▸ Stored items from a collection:
========================================

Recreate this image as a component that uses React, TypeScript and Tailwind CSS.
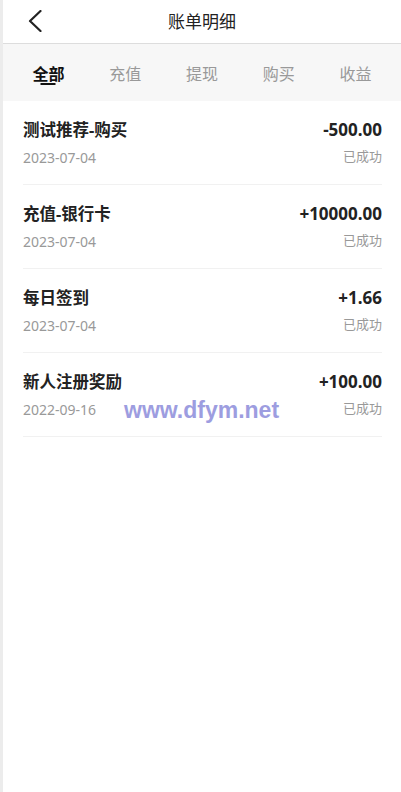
const tabs = ['全部', '充值', '提现', '购买', '收益'];

const records = [
  { title: '测试推荐-购买', amount: '-500.00', date: '2023-07-04', status: '已成功' },
  { title: '充值-银行卡', amount: '+10000.00', date: '2023-07-04', status: '已成功' },
  { title: '每日签到', amount: '+1.66', date: '2023-07-04', status: '已成功' },
  { title: '新人注册奖励', amount: '+100.00', date: '2022-09-16', status: '已成功' },
];

export default function App() {
  return (
    <div
      className="relative flex min-h-[792px] w-[401px] bg-white"
      style={{ fontFamily: '"Noto Sans", "Noto Sans CJK SC", sans-serif' }}
    >
      <div className="w-[3px] shrink-0 bg-[#ececec]" />
      <div className="flex min-w-0 flex-1 flex-col">
        {/* header */}
        <div className="relative flex h-[44px] items-center justify-center border-b border-[#dddddd]">
          <svg className="absolute left-[24px] top-[10px]" width="16" height="22" viewBox="0 0 16 22">
            <polyline points="13.5,1 3,11 13.5,21" fill="none" stroke="#222" strokeWidth="2.2" strokeLinecap="round" strokeLinejoin="round" />
          </svg>
          <span className="text-[17px] leading-none text-[#222]">账单明细</span>
        </div>

        {/* tabs */}
        <div className="grid h-[57px] grid-cols-5 bg-[#f7f7f7] px-[7px]">
          {tabs.map((t, i) => (
            <div key={t} className="relative flex justify-center pt-[22px]">
              <span
                className={
                  i === 0
                    ? 'text-[16px] font-bold leading-none text-[#111]'
                    : 'text-[16px] leading-none text-[#999]'
                }
              >
                {t}
              </span>
              {i === 0 && (
                <span className="absolute left-1/2 top-[39px] h-[2px] w-[15px] -translate-x-1/2 bg-[#111]" />
              )}
            </div>
          ))}
        </div>

        {/* list */}
        <div className="ml-5 mr-[19px]">
          {records.map((r) => (
            <div key={r.title} className="border-b border-[#f1f1f1] pt-[17px] pb-[17px]">
              <div className="flex h-[24px] items-center justify-between">
                <span className="text-[16.5px] font-bold text-[#222]">{r.title}</span>
                <span className="text-[17px] font-bold text-[#222]">{r.amount}</span>
              </div>
              <div className="mt-[5px] flex h-[20px] items-center justify-between">
                <span className="text-[14px] text-[#999]">{r.date}</span>
                <span className="text-[13px] text-[#999]">{r.status}</span>
              </div>
            </div>
          ))}
        </div>
      </div>

      <span
        className="absolute left-[124px] top-[393px] text-[23px] font-bold text-[#9d9de0]"
        style={{ fontFamily: '"Liberation Sans", sans-serif' }}
      >
        www.dfym.net
      </span>
    </div>
  );
}
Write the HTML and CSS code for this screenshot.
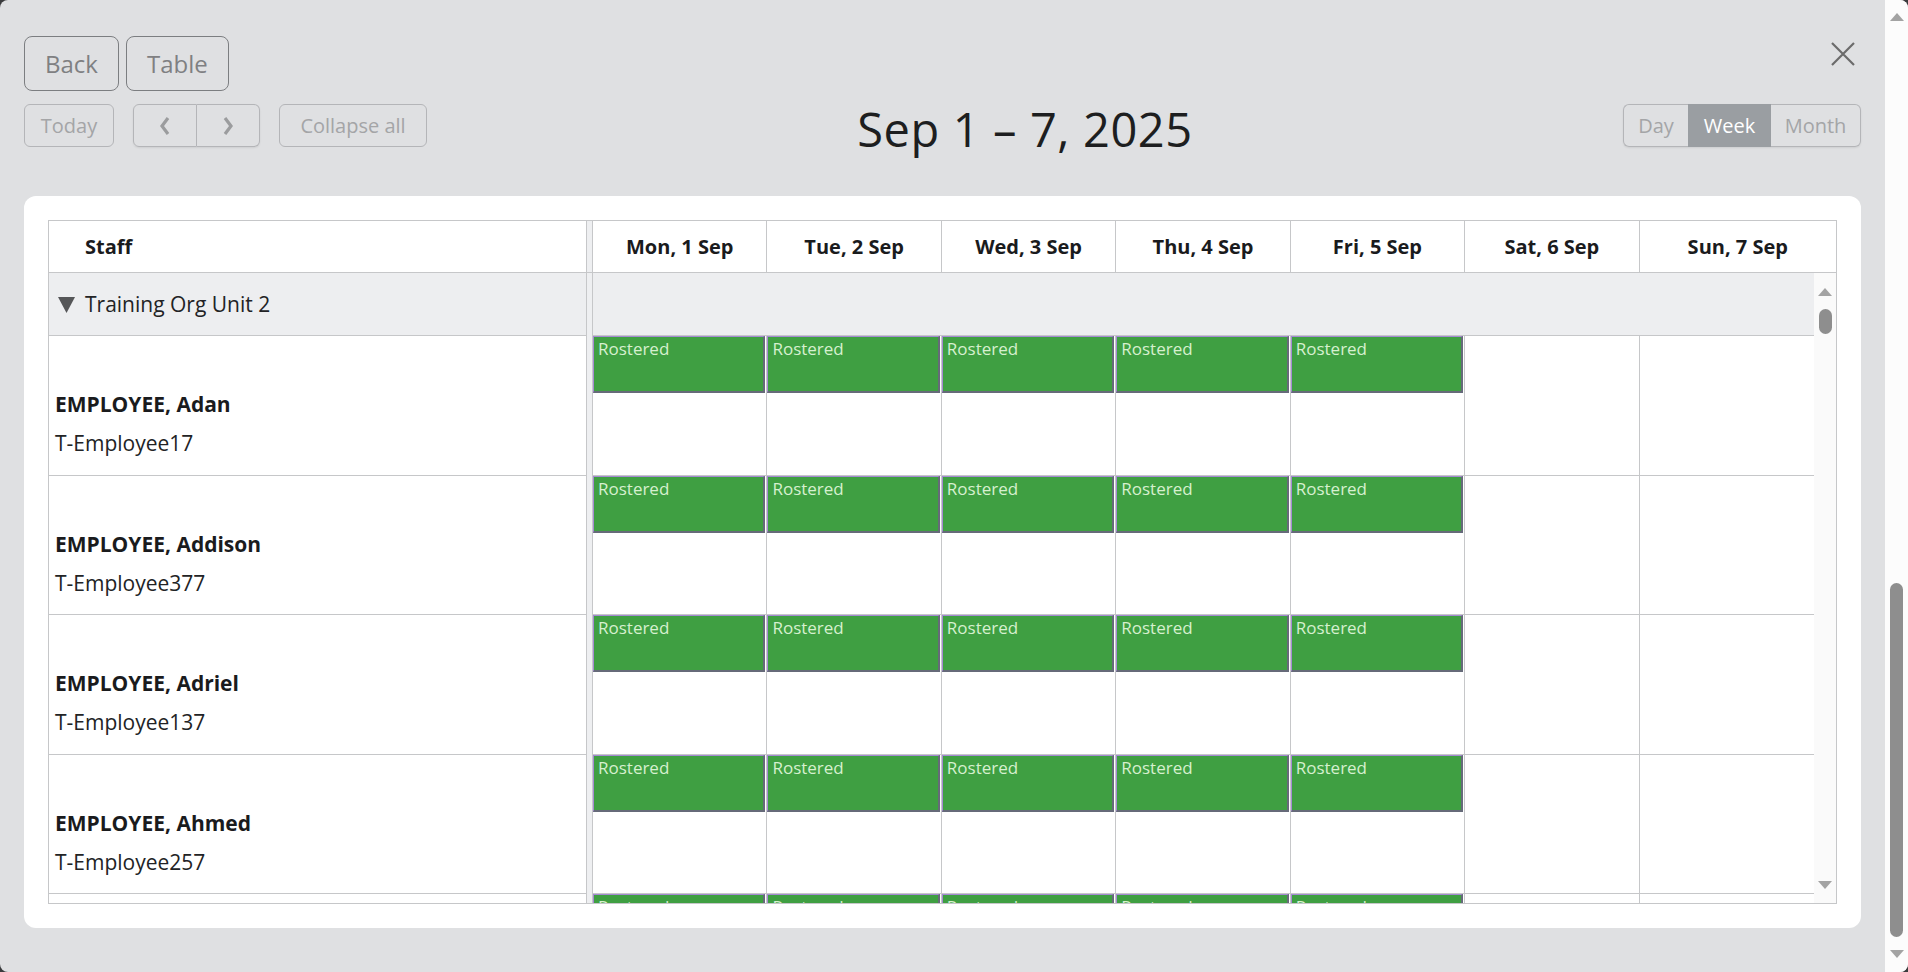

========================================

▸ Set problem:
Skip the pictures and quote each line of the entries above, from the first through the line with "const tabs = ['全部', '充值', '提现', '购买', '收益'];", exactly as it appears.

▸ Exercise solution:
Recreate this image as a component that uses React, TypeScript and Tailwind CSS.
const tabs = ['全部', '充值', '提现', '购买', '收益'];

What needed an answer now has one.